Думаю, что несколько лет, которые мы прожили в Узбекистане во время войны, в московской сутолоке показались бы нам лишенными всякой реальности.

Семья Кейзера: его жена Лидия Семеновна и сын Стива, геолог. Живут в собственном доме, три комнаты, веранда и сад. Дом новый, красивый, с большими окнами. Обстановка дома с некоторой претензией на ташкентскую роскошь. Лидия Семеновна не лишена чувства прекрасного, скорее декоративного, любит вышивки и украшения. Фиалка в благодарность расписала печь в комнате Лидии Семеновны красными тиграми, газелями, змеями и тропическими цветами. После этого печь выглядела как черного лака драгоценная китайская ваза.
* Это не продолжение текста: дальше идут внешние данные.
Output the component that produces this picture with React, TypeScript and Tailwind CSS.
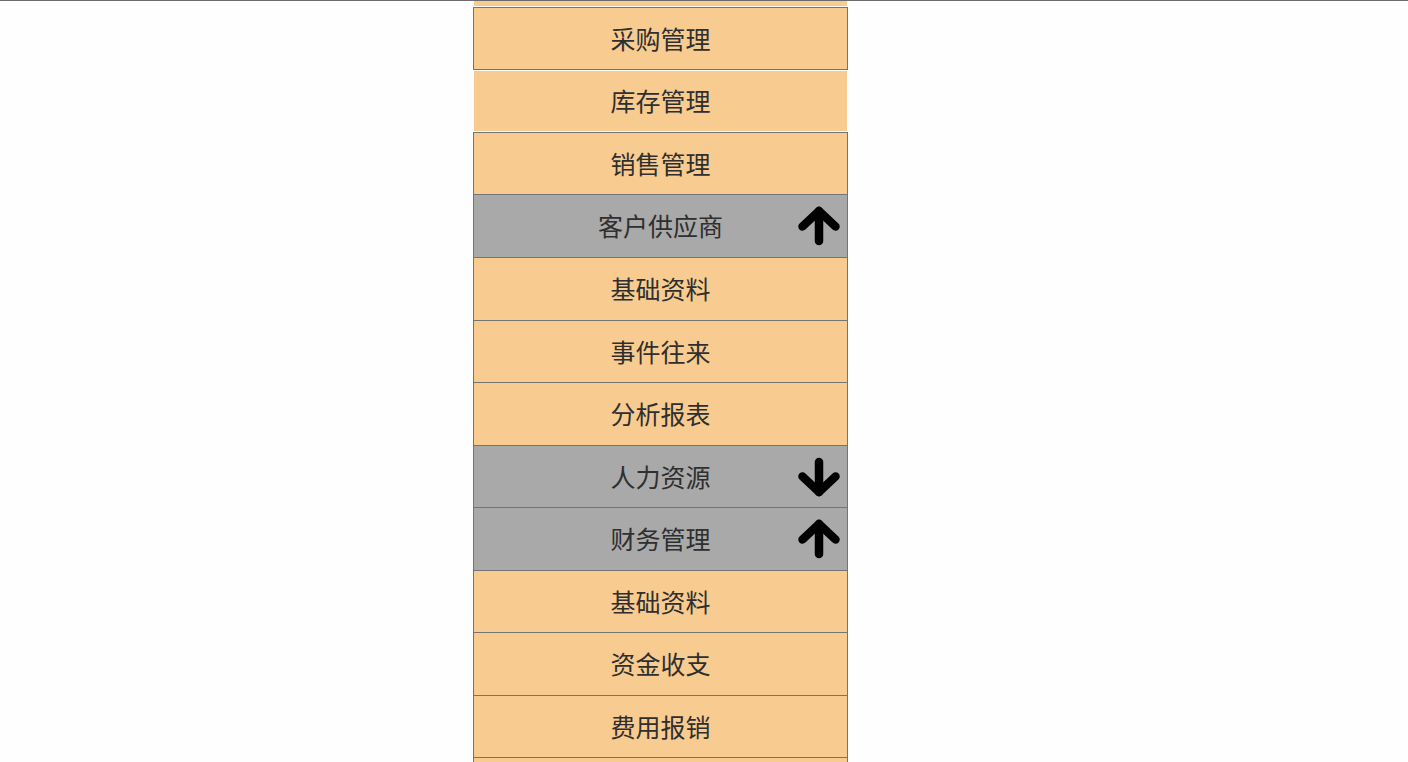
type Item = {
  label: string;
  h: string;
  kind: "plain" | "boxed" | "row" | "first";
  group?: boolean;
  arrow?: "up" | "down";
};

const items: Item[] = [
  { label: "", h: "h-[63px]", kind: "plain" },
  { label: "采购管理", h: "h-[63px]", kind: "boxed" },
  { label: "库存管理", h: "h-[62px]", kind: "plain" },
  { label: "销售管理", h: "h-[63px]", kind: "first" },
  { label: "客户供应商", h: "h-[63px]", kind: "row", group: true, arrow: "up" },
  { label: "基础资料", h: "h-[63px]", kind: "row" },
  { label: "事件往来", h: "h-[62px]", kind: "row" },
  { label: "分析报表", h: "h-[63px]", kind: "row" },
  { label: "人力资源", h: "h-[62px]", kind: "row", group: true, arrow: "down" },
  { label: "财务管理", h: "h-[63px]", kind: "row", group: true, arrow: "up" },
  { label: "基础资料", h: "h-[62px]", kind: "row" },
  { label: "资金收支", h: "h-[63px]", kind: "row" },
  { label: "费用报销", h: "h-[62px]", kind: "row" },
  { label: "", h: "h-[63px]", kind: "row" },
];

function Arrow({ dir }: { dir: "up" | "down" }) {
  return (
    <svg
      width="42"
      height="40"
      viewBox="0 0 42 40"
      className={dir === "down" ? "rotate-180" : ""}
      fill="none"
      stroke="#000"
      strokeWidth="8.5"
      strokeLinecap="round"
      strokeLinejoin="round"
    >
      <path d="M21 5 L21 35" />
      <path d="M4.5 20.5 L21 5 L37.5 20.5" />
    </svg>
  );
}

function MenuItem({ item }: { item: Item }) {
  const border =
    item.kind === "plain"
      ? "border border-white"
      : item.kind === "boxed" || item.kind === "first"
        ? "border border-[#747474]"
        : "border-x border-b border-[#747474]";
  const bg = item.group ? "bg-[#a9a9a9]" : "bg-[#f8cc91]";
  return (
    <div
      className={`relative flex items-center justify-center ${item.h} ${border} ${bg}`}
    >
      <span className="-mt-[1px] text-[25px] leading-none text-[#2f2f2f]">{item.label}</span>
      {item.arrow && (
        <span className="absolute right-[7px] top-1/2 -translate-y-1/2 flex">
          <Arrow dir={item.arrow} />
        </span>
      )}
    </div>
  );
}

export default function App() {
  return (
    <div
      className="h-[762px] w-full overflow-hidden border-t border-[#6b6b6b] bg-[#fefefe]"
      style={{ fontFamily: '"Noto Sans CJK SC", "Noto Sans", sans-serif' }}
    >
      <div className="ml-[473px] -mt-[57px] flex w-[375px] flex-col">
        {items.map((item, i) => (
          <MenuItem key={i} item={item} />
        ))}
      </div>
    </div>
  );
}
Лидия Семеновна сказала, что она скорее будет всю зиму мерзнуть, чем погубит эту красоту. И это были не пустые слова. Затем, увлеченный таким восторженным отношением к искусству, я расписал высокие двустворчатые двери цветами, затем в порыве вдохновения я расписал в той же комнате, которая служила гостиной, кессонированные потолки райскими птицами, бабочками и стрекозами. Восторгам не было конца, соседи приходили смотреть росписи. И было в этом восторге что-то наивное и трогательное, что в общем-то так редко встречается.

Наши отношения с Кейзерами, особенно с Александром Федоровичем, быстро перешли в дружбу. С Кейзерами в Ташкенте у нас появился дом. Со своей стороны, мы внесли в этот дом и нечто совсем новое: иную меру вещей, особенности мышления и поведения, свойственные художникам. Надо отдать справедливость, Лидия Семеновна это сразу оценила.

Я спрашиваю себя, что стало с этими росписями, когда все умерли и в доме поселились две дочери Стивы от разных матерей, разделив по суду этот дом пополам. Наверное, все хорошо забелили, смеясь над старой идиоткой.

Фиалка получила вызов из театра и уезжает. Наше пребывание в Ташкенте подошло к концу. Я жду вызова и готовлюсь к отъезду. На прощание в Союзе художников устроил выставку своих работ.

На всю жизнь полюбил Узбекистан и с грустью расставался с ним.

За эти годы, как мне кажется, я определился как художник с собственным видением, с собственной манерой выражения.